— REQUIRED WORK —
Pull out every line in the data that has the string "this" in it.

— COLLECTED DATA —
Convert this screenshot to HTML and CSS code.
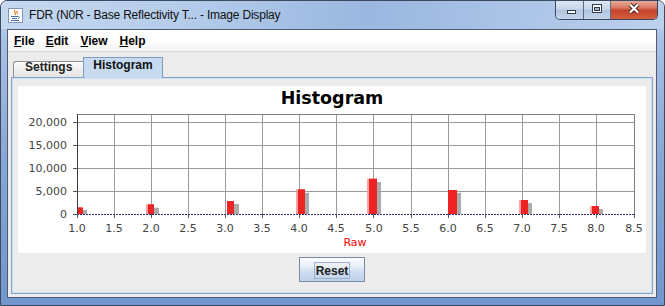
FILE: index.html
```html
<!DOCTYPE html>
<html lang="en">
<head>
    <meta charset="UTF-8">
    <title>Image Display</title>
    <link rel="stylesheet" href="styles.css">
</head>
<body>

    <div class="window">
        <!-- Title bar -->
        <div class="titlebar">
            <svg class="app-icon" width="15" height="15" viewBox="0 0 15 15">
                <rect x="0.5" y="0.5" width="14" height="14" fill="#fff" stroke="#8194b3"/>
                <path d="M7 2 C5 4 9 5 7 7 M9 3 C8 4 10 5 9 6" stroke="#e07a1c" stroke-width="1.2" fill="none"/>
                <path d="M3 8.5 H10 M10 8.5 C12 8.5 12 10.5 10 10.5 M4 10.5 H9 M3 12.5 H11" stroke="#4a6fa8" stroke-width="1" fill="none"/>
            </svg>
            <span class="title">FDR (N0R - Base Reflectivity T... - Image Display</span>
            <div class="caption">
                <span class="cap-btn cap-min">
                    <svg width="28" height="18" viewBox="0 0 28 18"><rect x="11.5" y="10.5" width="8" height="3" fill="#fff" stroke="#2e3b50"/></svg>
                </span>
                <span class="cap-btn cap-max">
                    <svg width="26" height="18" viewBox="0 0 26 18">
                        <rect x="8.5" y="4.5" width="9" height="8" fill="#fff" stroke="#2e3b50"/>
                        <rect x="10.5" y="7.5" width="5" height="3" fill="#9fb3cf" stroke="#2e3b50"/>
                    </svg>
                </span>
                <span class="cap-btn cap-close">
                    <svg width="46" height="18" viewBox="0 0 46 18">
                        <path d="M19 4.5 L27 12.5 M27 4.5 L19 12.5" stroke="#4a2219" stroke-width="4.2"/>
                        <path d="M19 4.5 L27 12.5 M27 4.5 L19 12.5" stroke="#fff" stroke-width="2.2"/>
                    </svg>
                </span>
            </div>
        </div>

        <div class="client">
            <!-- Menu bar -->
            <nav class="menubar">
                <span class="menu"><u>F</u>ile</span>
                <span class="menu"><u>E</u>dit</span>
                <span class="menu"><u>V</u>iew</span>
                <span class="menu"><u>H</u>elp</span>
            </nav>

            <div class="content">
                <div class="tabs">
                    <span class="tab">Settings</span>
                    <span class="tab active">Histogram</span>
                </div>

                <div class="panel">
                    <!-- Histogram chart -->
                    <svg class="chart" width="628" height="167" viewBox="0 0 628 167">
                        <text class="chart-title" x="314" y="18">Histogram</text>

                        <g class="grid">
                            <path d="M59 36.5 H616 M59 59.5 H616 M59 82.5 H616 M59 105.5 H616"/>
                            <path d="M96.5 28 V128 M133.5 28 V128 M170.5 28 V128 M207.5 28 V128 M244.5 28 V128 M281.5 28 V128 M318.5 28 V128 M355.5 28 V128 M393.5 28 V128 M430.5 28 V128 M467.5 28 V128 M504.5 28 V128 M541.5 28 V128 M578.5 28 V128"/>
                        </g>
                        <path class="plot-border" d="M59 28.5 H616.5 V128"/>

                        <!-- bars: red = this image, gray = reference -->
                        <g class="bars-gray">
                            <rect x="65" y="124" width="4" height="4"/>
                            <rect x="136" y="121.7" width="5" height="6.3"/>
                            <rect x="216" y="118" width="5" height="10"/>
                            <rect x="287" y="106.7" width="4" height="21.3"/>
                            <rect x="358" y="96" width="5" height="32"/>
                            <rect x="439" y="106.7" width="4" height="21.3"/>
                            <rect x="510" y="117" width="4" height="11"/>
                            <rect x="581" y="123" width="4" height="5"/>
                        </g>
                        <g class="bars-light">
                            <rect x="128" y="118.3" width="8" height="9.7"/>
                            <rect x="278" y="103.3" width="9" height="24.7"/>
                            <rect x="349" y="92.7" width="10" height="35.3"/>
                            <rect x="501" y="114" width="9" height="14"/>
                            <rect x="572" y="120" width="9" height="8"/>
                        </g>
                        <g class="bars-red">
                            <rect x="59" y="121.3" width="6" height="6.7"/>
                            <rect x="130" y="118.3" width="6" height="9.7"/>
                            <rect x="209" y="115" width="7" height="13"/>
                            <rect x="280" y="103.3" width="7" height="24.7"/>
                            <rect x="351" y="92.7" width="8" height="35.3"/>
                            <rect x="430" y="104" width="9" height="24"/>
                            <rect x="503" y="114" width="7" height="14"/>
                            <rect x="574" y="120" width="7" height="8"/>
                        </g>

                        <path class="baseline" d="M59 128.5 H616"/>
                        <path class="axis" d="M59.5 28 V132"/>
                        <path class="axis-ticks" d="M55 36.5 H59 M55 59.5 H59 M55 82.5 H59 M55 105.5 H59 M55 128.5 H59 M59.5 128 V132 M96.5 128 V132 M133.5 128 V132 M170.5 128 V132 M207.5 128 V132 M244.5 128 V132 M281.5 128 V132 M318.5 128 V132 M355.5 128 V132 M393.5 128 V132 M430.5 128 V132 M467.5 128 V132 M504.5 128 V132 M541.5 128 V132 M578.5 128 V132 M616.5 128 V132"/>

                        <g class="tick-y">
                            <text x="49" y="40">20,000</text>
                            <text x="49" y="63">15,000</text>
                            <text x="49" y="86">10,000</text>
                            <text x="49" y="109">5,000</text>
                            <text x="49" y="132">0</text>
                        </g>
                        <g class="tick-x">
                            <text x="59" y="146">1.0</text>
                            <text x="96" y="146">1.5</text>
                            <text x="133" y="146">2.0</text>
                            <text x="170" y="146">2.5</text>
                            <text x="207" y="146">3.0</text>
                            <text x="244" y="146">3.5</text>
                            <text x="281" y="146">4.0</text>
                            <text x="318" y="146">4.5</text>
                            <text x="356" y="146">5.0</text>
                            <text x="393" y="146">5.5</text>
                            <text x="430" y="146">6.0</text>
                            <text x="467" y="146">6.5</text>
                            <text x="504" y="146">7.0</text>
                            <text x="541" y="146">7.5</text>
                            <text x="578" y="146">8.0</text>
                            <text x="616" y="146">8.5</text>
                        </g>
                        <text class="axis-label" x="337" y="160">Raw</text>
                    </svg>

                    <button class="reset"><span>Reset</span></button>
                </div>
            </div>
        </div>
    </div>

</body>
</html>
```

FILE: styles.css
```css
/* Base */
body {
    margin: 0;
    padding: 0;
    font-family: "Liberation Sans", Arial, sans-serif;
    background: #fff;
}

/* Window frame */
.window {
    width: 665px;
    height: 306px;
    box-sizing: border-box;
    display: flex;
    flex-direction: column;
    border: 1px solid #3c4a5f;
    border-radius: 7px 7px 0 0;
    background: linear-gradient(to bottom, #c2d5ee 0, #a8c1e5 40px, #86a6d6 160px, #7196cd 100%);
    overflow: hidden;
}

.titlebar {
    height: 28px;
    flex: none;
    display: flex;
    align-items: flex-start;
    background: linear-gradient(100deg, #c5d8f0 0%, #b3cbea 30%, #9ab7e0 55%, #a9c2e6 75%, #bcd1ec 100%);
}

.app-icon {
    margin: 7px 0 0 7px;
    flex: none;
}

.title {
    margin: 7px 0 0 6px;
    font-size: 12px;
    line-height: 14px;
    letter-spacing: -0.2px;
    color: #111;
}

/* Min / max / close */
.caption {
    margin: -1px 6px 0 auto;
    display: flex;
    height: 19px;
    border: 1px solid #3a4760;
    border-top: none;
    border-radius: 0 0 5px 5px;
    overflow: hidden;
}

.cap-btn {
    display: block;
    height: 19px;
}
.cap-btn svg {
    display: block;
}

.cap-min, .cap-max {
    background: linear-gradient(to bottom, #e1e9f4 0, #c9d7ea 45%, #b1c5e0 55%, #c3d4ea 100%);
    border-right: 1px solid #5b6b86;
}
.cap-min {
    width: 27px;
}
.cap-max {
    width: 26px;
}
.cap-close {
    width: 46px;
    background: linear-gradient(to bottom, #eab0a2 0, #d97a62 40%, #c5432c 55%, #d2603f 100%);
}

/* Client area */
.client {
    flex: 1;
    margin: 0 7px 7px 6px;
    border: 1px solid #4f5c72;
    background: #ececec;
    display: flex;
    flex-direction: column;
}

.menubar {
    height: 22px;
    box-sizing: border-box;
    display: flex;
    padding-top: 2px;
    background: linear-gradient(to bottom, #fff 0, #fff 45%, #f2f2f2 100%);
    border-bottom: 1px solid #d6d6d6;
}

.menu {
    padding: 0 6px;
    font-size: 12px;
    font-weight: bold;
    line-height: 18px;
    color: #000;
}
.menu:nth-child(2) {
    padding-left: 5px;
}

/* Tabs */
.content {
    flex: 1;
    display: flex;
    flex-direction: column;
    padding: 6px 3px 3px 3px;
}

.tabs {
    display: flex;
    align-items: flex-end;
    height: 19px;
    padding-left: 2px;
    position: relative;
    z-index: 1;
}

.tab {
    padding: 0 11px 4px 11px;
    font-size: 12px;
    font-weight: bold;
    line-height: 11px;
    color: #222;
    border: 1px solid #8c919a;
    border-bottom: none;
    border-right: none;
    border-radius: 3px 0 0 0;
    background: linear-gradient(to bottom, #fbfbfb, #e3e3e3);
}

.tab.active {
    padding: 2px 9px 7px 9px;
    margin-bottom: -1px;
    border: 1px solid #7f9cc4;
    border-bottom: none;
    border-radius: 0;
    background: #c6daf1;
    color: #111;
}

.panel {
    flex: 1;
    display: flex;
    flex-direction: column;
    align-items: center;
    padding: 8px 6px 11px 6px;
    border: 1px solid #86a3ca;
    box-shadow: inset 0 0 0 1px #cfe0f3;
}

/* Chart */
.chart {
    display: block;
    background: #fff;
    font-family: "DejaVu Sans", sans-serif;
}

.chart-title {
    font-size: 17.5px;
    font-weight: bold;
    text-anchor: middle;
    fill: #000;
}

.grid path {
    stroke: #9a9a9a;
    stroke-width: 1;
    fill: none;
}

.plot-border {
    stroke: #7d7d7d;
    fill: none;
}

.bars-gray rect {
    fill: #9c9c9c;
    opacity: 0.85;
}
.bars-light rect {
    fill: #ff8c8c;
    opacity: 0.8;
}
.bars-red rect {
    fill: #ee2424;
}

.baseline {
    stroke: #2e2e7a;
    stroke-dasharray: 2 1;
}

.axis {
    stroke: #3c3c3c;
}
.axis-ticks {
    stroke: #555;
}

.tick-y text, .tick-x text {
    font-size: 11px;
    fill: #444;
}
.tick-y text {
    text-anchor: end;
}
.tick-x text {
    text-anchor: middle;
}

.axis-label {
    font-size: 11px;
    text-anchor: middle;
    fill: #ff0000;
}

/* Reset button */
.reset {
    margin-top: 4px;
    width: 66px;
    height: 25px;
    padding: 1px 0 0 0;
    border: 1px solid #7a8aa6;
    background: linear-gradient(to bottom, #fafcfe 0, #e9eff8 35%, #cedcee 60%, #bfd1e9 100%);
    font-family: "Liberation Sans", Arial, sans-serif;
    font-size: 12px;
    font-weight: bold;
    color: #222;
    cursor: pointer;
}

.reset span {
    display: inline-block;
    padding: 1px 1px 0 1px;
    line-height: 14px;
    border: 1px solid #9db2d2;
}
```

— FULL SOLUTION —
Convert this screenshot to HTML and CSS code.
                        <!-- bars: red = this image, gray = reference -->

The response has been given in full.